La première gorgée est presque stressante. On veut tout capter, on se demande avec anxiété ce que l'expérience nous réserve, on pense à mille choses. On roule un peu sur le palais, on se mouille la langue, on avale. Au début, on dirait que ça ne fait pas grand-chose. Puis, le miracle se produit.

Tout devient calme. Il y a déjà de longues secondes que le vin est avalé, mais il persiste avec une grâce et une élégance incomparable dans tout ton corps. Il envahit ta bouche, ton nez, ta gorge. Il te fait résonner comme une harmonique. T'as presque le goût de pleurer.

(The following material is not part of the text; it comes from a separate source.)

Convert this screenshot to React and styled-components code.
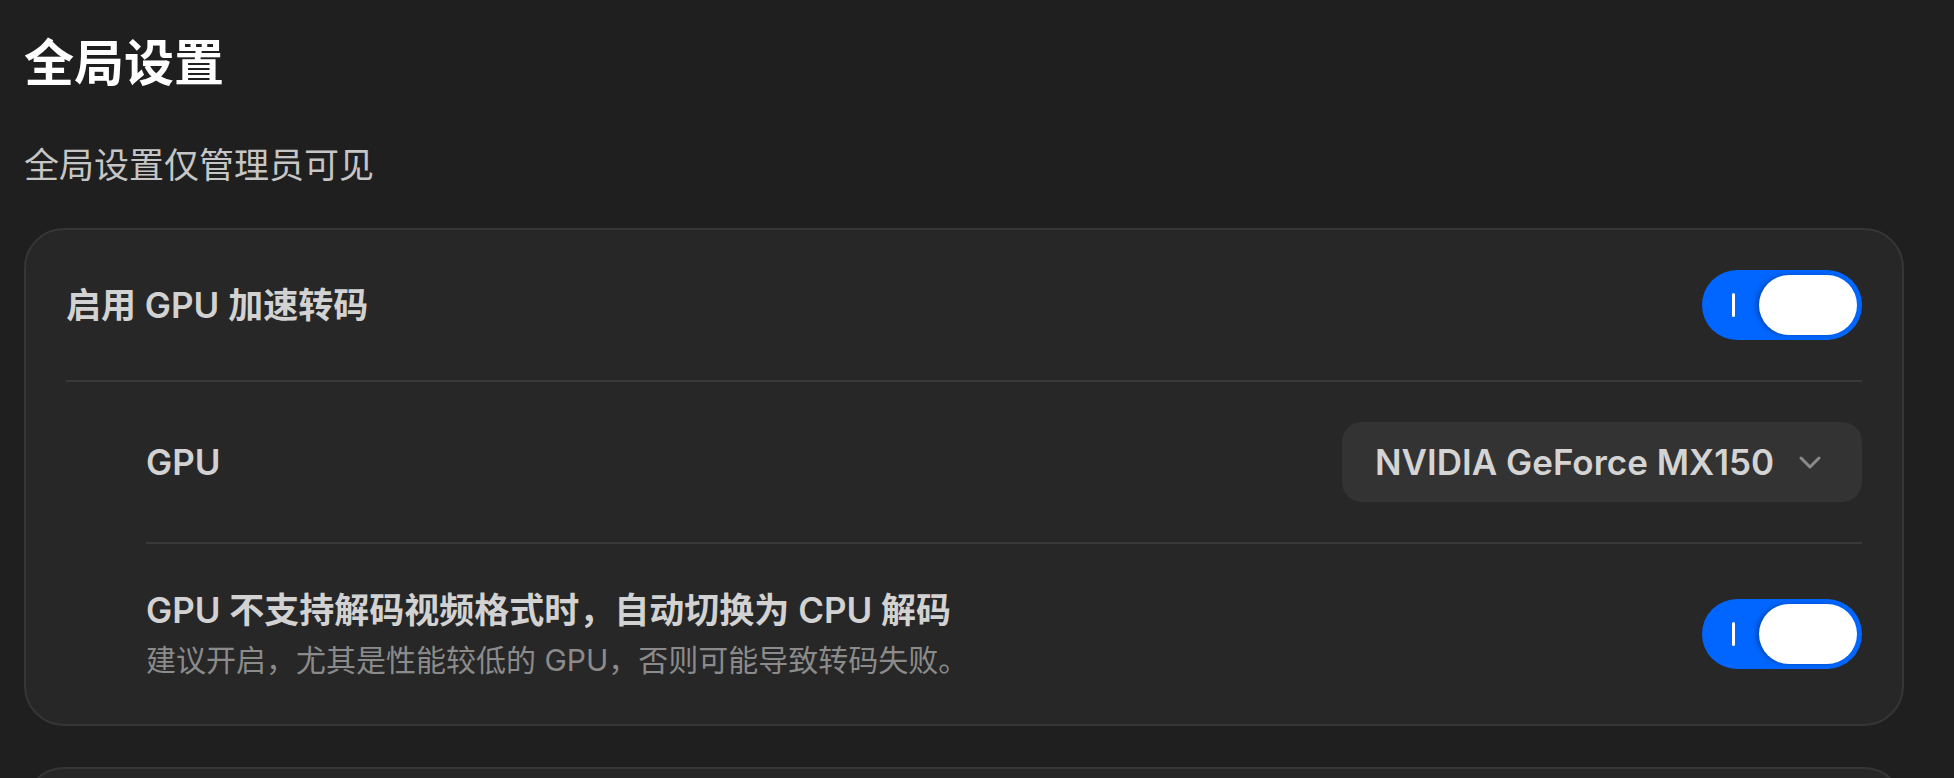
import styled, { createGlobalStyle } from "styled-components";
import { useState } from "react";

const GlobalStyle = createGlobalStyle`
  body {
    margin: 0;
    background-color: #1f1f1f;
    font-family: Inter, "Noto Sans CJK SC", sans-serif;
  }
`

function Toggle({ checked, onChange }) {
  return (
    <Track role="switch" aria-checked={checked} $on={checked} onClick={() => onChange(!checked)}>
      <Mark $on={checked} />
      <Thumb />
    </Track>
  )
}

function Chevron() {
  return (
    <svg width="22" height="13" viewBox="0 0 22 13" fill="none">
      <path d="M2 2l9 9 9-9" stroke="#8a8a8a" strokeWidth="3" strokeLinecap="round" strokeLinejoin="round" />
    </svg>
  )
}

function App() {
  const [gpuOn, setGpuOn] = useState(true);
  const [fallback, setFallback] = useState(true);

  return (
    <Page>
      <GlobalStyle />
      <Title>全局设置</Title>
      <Subtitle>全局设置仅管理员可见</Subtitle>
      <CardList>
        <Card>
          <Row>
            <Label>启用 GPU 加速转码</Label>
            <Toggle checked={gpuOn} onChange={setGpuOn} />
          </Row>
          <SubGroup>
            <Row>
              <Label>GPU</Label>
              <Select type="button">
                <span>NVIDIA GeForce MX150</span>
                <Chevron />
              </Select>
            </Row>
            <Row $divided>
              <TextBlock>
                <Label $tall>GPU 不支持解码视频格式时，自动切换为 CPU 解码</Label>
                <Hint>建议开启，尤其是性能较低的 GPU，否则可能导致转码失败。</Hint>
              </TextBlock>
              <Toggle checked={fallback} onChange={setFallback} />
            </Row>
          </SubGroup>
        </Card>
        <Card $empty />
      </CardList>
    </Page>
  )
}

const Page = styled.main`
  padding: 29px 50px 0 24px;
  min-height: 100vh;
  box-sizing: border-box;
`

const Title = styled.h1`
  margin: 0;
  font-size: 50px;
  line-height: 68px;
  font-weight: 700;
  color: #ffffff;
`

const Subtitle = styled.p`
  margin: 43px 0 0;
  font-size: 35px;
  line-height: 50px;
  color: #c6c6c6;
`

const CardList = styled.div`
  margin-top: 38px;
  display: flex;
  flex-direction: column;
  gap: 41px;
`

const Card = styled.section`
  background-color: #272727;
  border: 2px solid #363636;
  border-radius: 40px;
  padding: 0 40px;
  min-height: ${p => p.$empty ? "160px" : "auto"};
`

const Row = styled.div`
  display: flex;
  align-items: center;
  justify-content: space-between;
  gap: 40px;
  padding: 40px 0;
  border-top: ${p => p.$divided ? "2px solid #393939" : "none"};
`

const SubGroup = styled.div`
  border-top: 2px solid #393939;
  padding-left: 80px;
`

const TextBlock = styled.div`
  display: flex;
  flex-direction: column;
`

const Label = styled.div`
  font-size: 35px;
  line-height: ${p => p.$tall ? "52px" : "50px"};
  font-weight: 600;
  color: #d2d2d2;
`

const Hint = styled.div`
  font-size: 30px;
  line-height: 48px;
  color: #8b8b8b;
`

const Select = styled.button`
  box-sizing: border-box;
  width: 520px;
  height: 80px;
  display: flex;
  align-items: center;
  justify-content: space-between;
  padding: 0 41px 0 33px;
  border: none;
  border-radius: 20px;
  background-color: #333333;
  color: #d4d4d4;
  font-family: inherit;
  font-size: 35px;
  font-weight: 600;
  cursor: pointer;
`

const Track = styled.button`
  box-sizing: border-box;
  width: 160px;
  height: 70px;
  flex-shrink: 0;
  display: flex;
  align-items: center;
  padding: 0 5px 0 30px;
  border: none;
  border-radius: 35px;
  background-color: ${p => p.$on ? "#0066ff" : "#4a4a4a"};
  cursor: pointer;
`

const Mark = styled.span`
  width: 3px;
  height: 24px;
  border-radius: 2px;
  background-color: #ffffff;
  opacity: ${p => p.$on ? 1 : 0};
`

const Thumb = styled.span`
  margin-left: auto;
  width: 98px;
  height: 60px;
  border-radius: 30px;
  background-color: #ffffff;
  box-shadow: -3px 0 4px rgba(0, 0, 0, 0.25);
`

export default App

Maintenant que tu as compris ce qui trône dans ton verre, tu peux en prendre une véritable gorgée. Là, c'est l'euphorie. Une explosion de saveurs et d'arômes, un mélange parfait qui te danse dans la bouche. Il n'y a pas d'acide, les tannins agressifs et pointus ont été polis par des années de calme et de repos, en silence. Il ne reste que l'essence même du vin, son esprit, son âme. Il se dévoile, et toi, tu l'admires. Tu te sens chanceux, privilégié.

Tu regardes tes amis un par un, abasourdis, ébahis, ravis, souriants. Tu leur lèves ton verre, ils en font de même. Et pour le reste de la soirée, chaque fois que tu répéteras ce geste, ça sera une vraie fête.

Des mois plus tard, même des années, tu te souviendras de cet état d'esprit, de ce moment absolument magique où tu as touché au génie d'hommes et de femmes, à l'autre bout du monde, qui t'ont patiemment préparé ce cadeau pendant plus de la moitié de ta vie. Et tu seras reconnaissant, ému et grandi.